# GIVEN REQUEST:
Will you write out the data exactly, excluding every picture?

# DATA LISTING:
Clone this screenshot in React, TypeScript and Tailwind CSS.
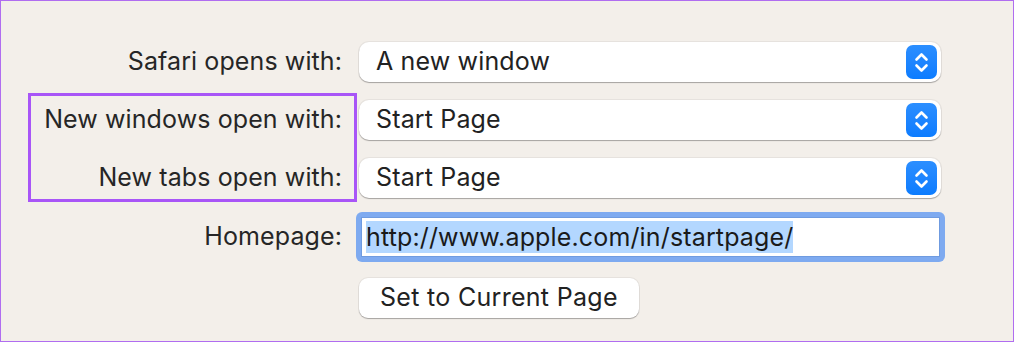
import { ReactNode } from 'react'

const font = { fontFamily: 'Inter, "Noto Sans", sans-serif' }

function Stepper() {
  return (
    <div className="w-[31px] h-[34px] rounded-[7px] bg-gradient-to-b from-[#2b8eff] to-[#0b7cff] flex items-center justify-center">
      <svg width="31" height="34" viewBox="0 0 31 34" fill="none" stroke="white" strokeWidth="2.6" strokeLinecap="round" strokeLinejoin="round">
        <path d="M10.5 14.5 L15.5 9.5 L20.5 14.5" />
        <path d="M10.5 20.5 L15.5 25.5 L20.5 20.5" />
      </svg>
    </div>
  )
}

function Popup({ value }: { value: string }) {
  return (
    <div className="w-[582px] h-[40px] bg-white rounded-[10px] shadow-[0_1px_1px_rgba(0,0,0,0.28),0_0_0_1px_rgba(0,0,0,0.05)] flex items-center justify-between pl-[17px] pr-[4px]">
      <span className="text-[25px] tracking-[0.15px] text-[#222]">{value}</span>
      <Stepper />
    </div>
  )
}

function Row({ label, children, className }: { label?: string; children: ReactNode; className?: string }) {
  return (
    <div className={`flex items-center ${className ?? ''}`}>
      <div className="w-[341px] text-right text-[25px] tracking-[0.1px] text-[#262626]">{label}</div>
      <div className="ml-[17px]">{children}</div>
    </div>
  )
}

export default function App() {
  return (
    <div style={font} className="relative w-[1014px] h-[342px] bg-[#f3efea] border border-[#b06df0] pt-[41px]">
      <Row label="Safari opens with:">
        <Popup value="A new window" />
      </Row>
      <Row label="New windows open with:" className="mt-[18px]">
        <Popup value="Start Page" />
      </Row>
      <Row label="New tabs open with:" className="mt-[18px]">
        <Popup value="Start Page" />
      </Row>
      <Row label="Homepage:" className="mt-[14px]">
        <div className="-ml-[3px] w-[589px] h-[50px] rounded-[6px] bg-[#7eaaf0] p-[5px]">
          <div className="h-full bg-white border border-[#6f9be0] flex items-center pl-[4px]">
            <span className="text-[25px] tracking-[0.15px] text-[#1a1a1a] bg-[#b3d7ff] leading-[32px]">http://www.apple.com/in/startpage/</span>
          </div>
        </div>
      </Row>
      <Row className="mt-[16px]">
        <button className="h-[40px] px-[21px] bg-white rounded-[9px] shadow-[0_1px_1px_rgba(0,0,0,0.28),0_0_0_1px_rgba(0,0,0,0.05)] text-[25px] tracking-[0.3px] text-[#222]">
          Set to Current Page
        </button>
      </Row>
      <div className="absolute left-[27px] top-[92px] w-[329px] h-[109px] border-[3px] border-[#a855f7]" />
    </div>
  )
}
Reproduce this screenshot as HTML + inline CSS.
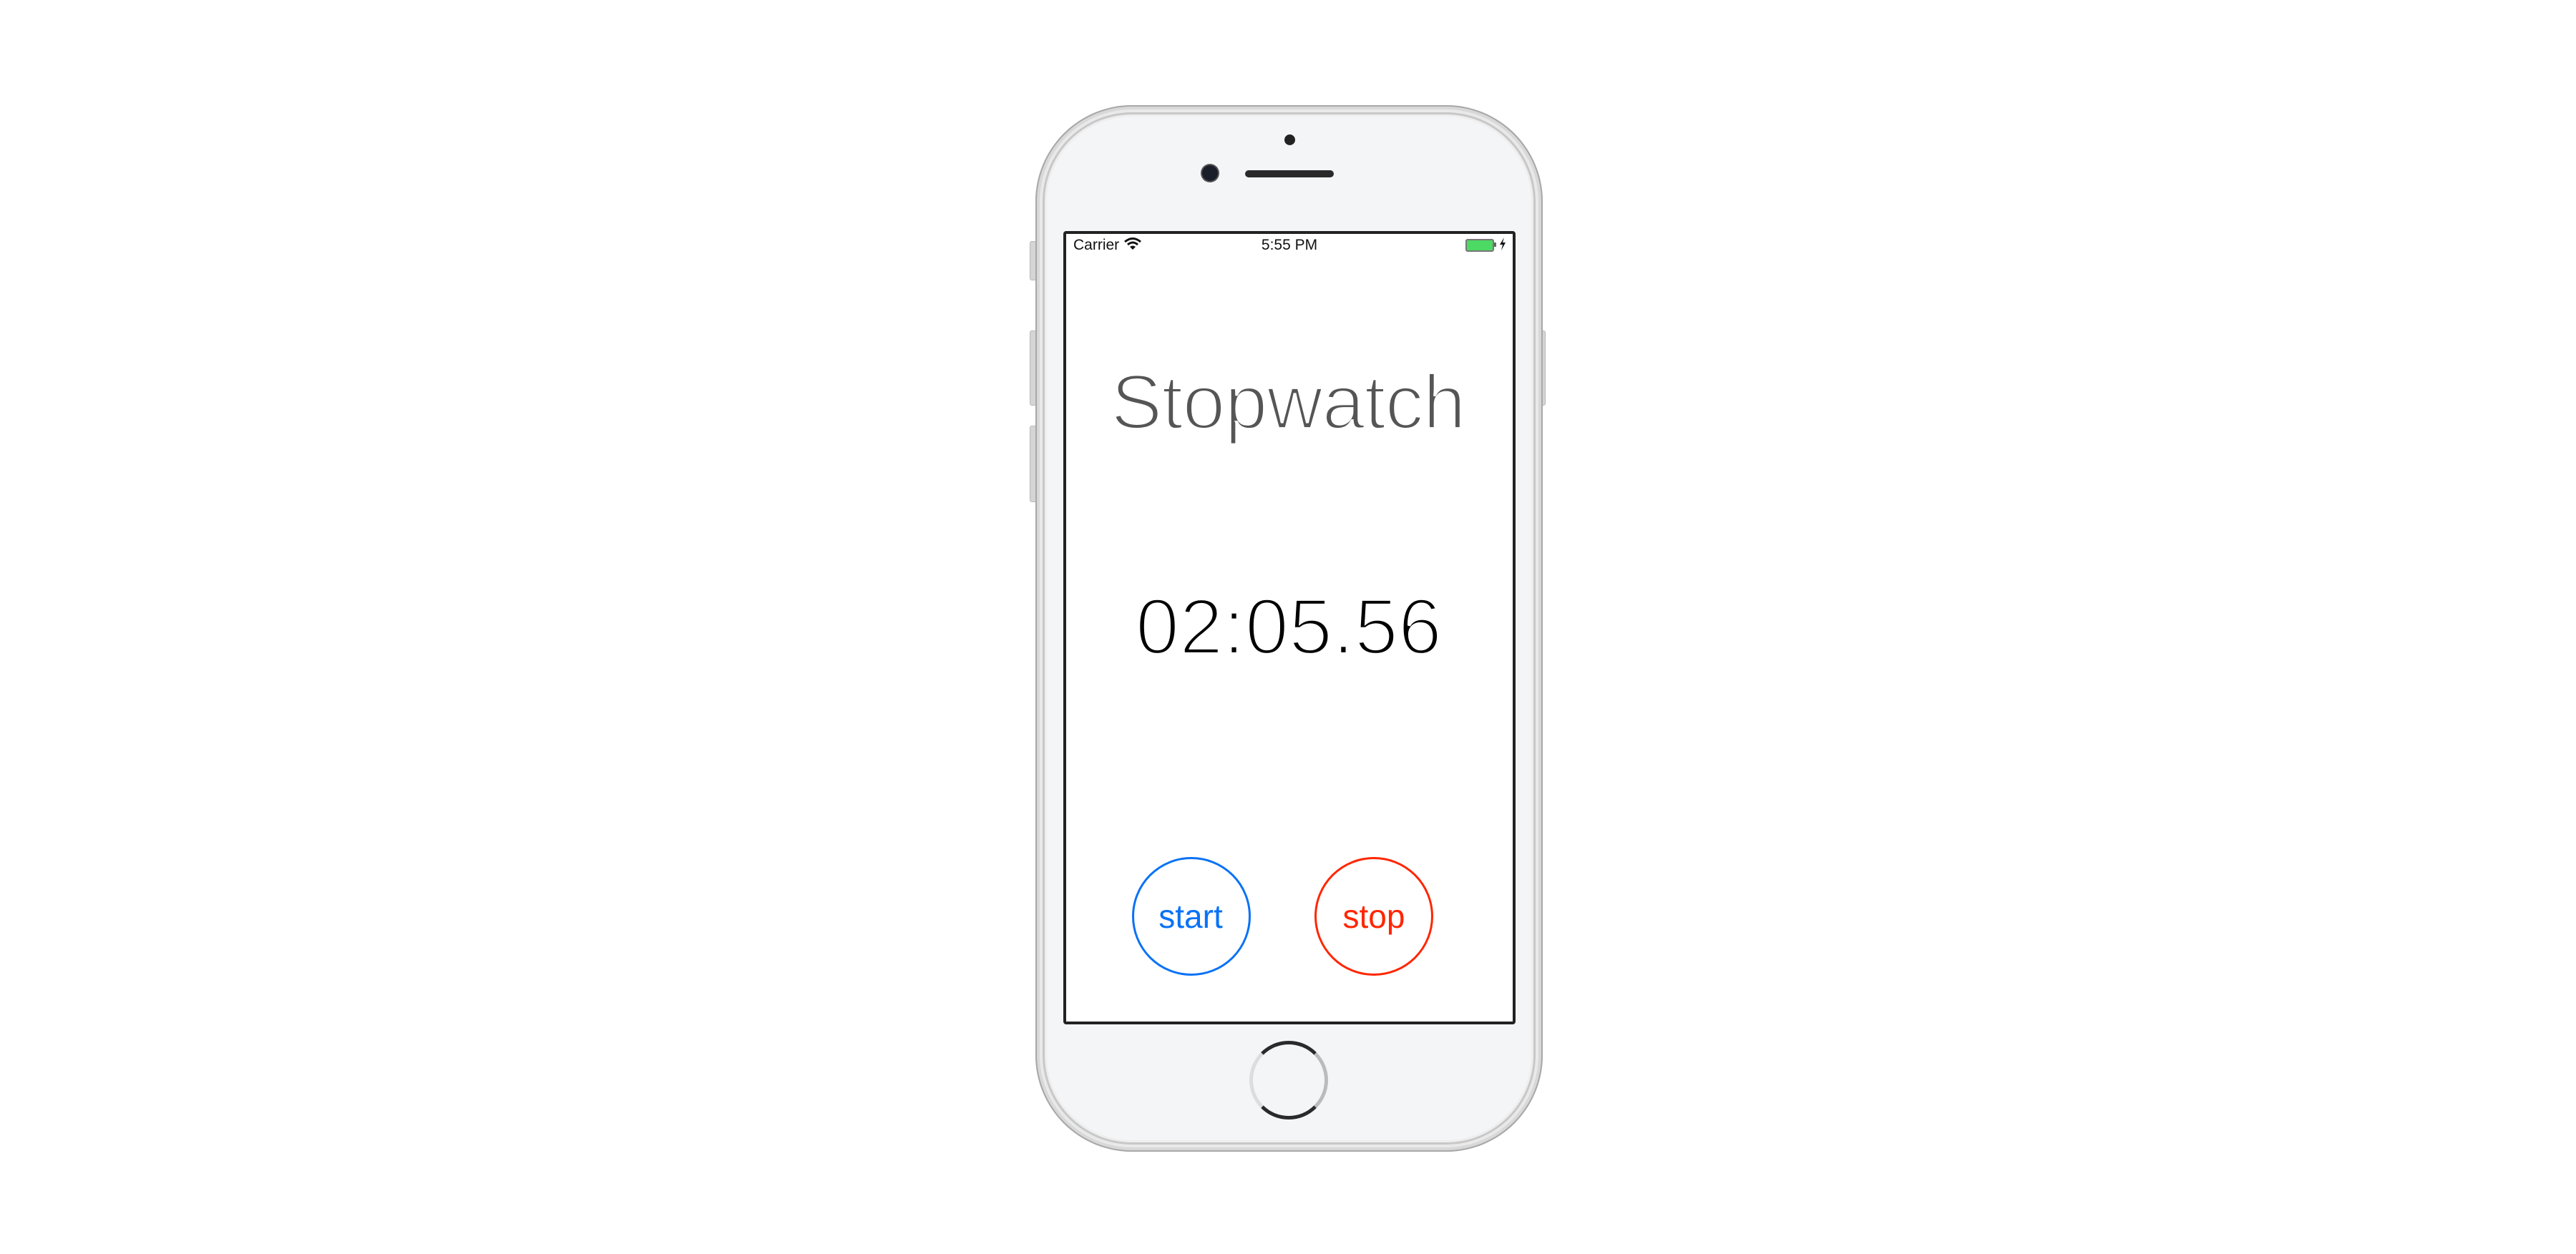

# FINISHED TASK:
Clone this screenshot in React, TypeScript and Tailwind CSS.
import { ReactNode } from 'react'

const font = { fontFamily: 'Inter, "Noto Sans", sans-serif' }

function Stepper() {
  return (
    <div className="w-[31px] h-[34px] rounded-[7px] bg-gradient-to-b from-[#2b8eff] to-[#0b7cff] flex items-center justify-center">
      <svg width="31" height="34" viewBox="0 0 31 34" fill="none" stroke="white" strokeWidth="2.6" strokeLinecap="round" strokeLinejoin="round">
        <path d="M10.5 14.5 L15.5 9.5 L20.5 14.5" />
        <path d="M10.5 20.5 L15.5 25.5 L20.5 20.5" />
      </svg>
    </div>
  )
}

function Popup({ value }: { value: string }) {
  return (
    <div className="w-[582px] h-[40px] bg-white rounded-[10px] shadow-[0_1px_1px_rgba(0,0,0,0.28),0_0_0_1px_rgba(0,0,0,0.05)] flex items-center justify-between pl-[17px] pr-[4px]">
      <span className="text-[25px] tracking-[0.15px] text-[#222]">{value}</span>
      <Stepper />
    </div>
  )
}

function Row({ label, children, className }: { label?: string; children: ReactNode; className?: string }) {
  return (
    <div className={`flex items-center ${className ?? ''}`}>
      <div className="w-[341px] text-right text-[25px] tracking-[0.1px] text-[#262626]">{label}</div>
      <div className="ml-[17px]">{children}</div>
    </div>
  )
}

export default function App() {
  return (
    <div style={font} className="relative w-[1014px] h-[342px] bg-[#f3efea] border border-[#b06df0] pt-[41px]">
      <Row label="Safari opens with:">
        <Popup value="A new window" />
      </Row>
      <Row label="New windows open with:" className="mt-[18px]">
        <Popup value="Start Page" />
      </Row>
      <Row label="New tabs open with:" className="mt-[18px]">
        <Popup value="Start Page" />
      </Row>
      <Row label="Homepage:" className="mt-[14px]">
        <div className="-ml-[3px] w-[589px] h-[50px] rounded-[6px] bg-[#7eaaf0] p-[5px]">
          <div className="h-full bg-white border border-[#6f9be0] flex items-center pl-[4px]">
            <span className="text-[25px] tracking-[0.15px] text-[#1a1a1a] bg-[#b3d7ff] leading-[32px]">http://www.apple.com/in/startpage/</span>
          </div>
        </div>
      </Row>
      <Row className="mt-[16px]">
        <button className="h-[40px] px-[21px] bg-white rounded-[9px] shadow-[0_1px_1px_rgba(0,0,0,0.28),0_0_0_1px_rgba(0,0,0,0.05)] text-[25px] tracking-[0.3px] text-[#222]">
          Set to Current Page
        </button>
      </Row>
      <div className="absolute left-[27px] top-[92px] w-[329px] h-[109px] border-[3px] border-[#a855f7]" />
    </div>
  )
}
Reproduce this screenshot as HTML + inline CSS.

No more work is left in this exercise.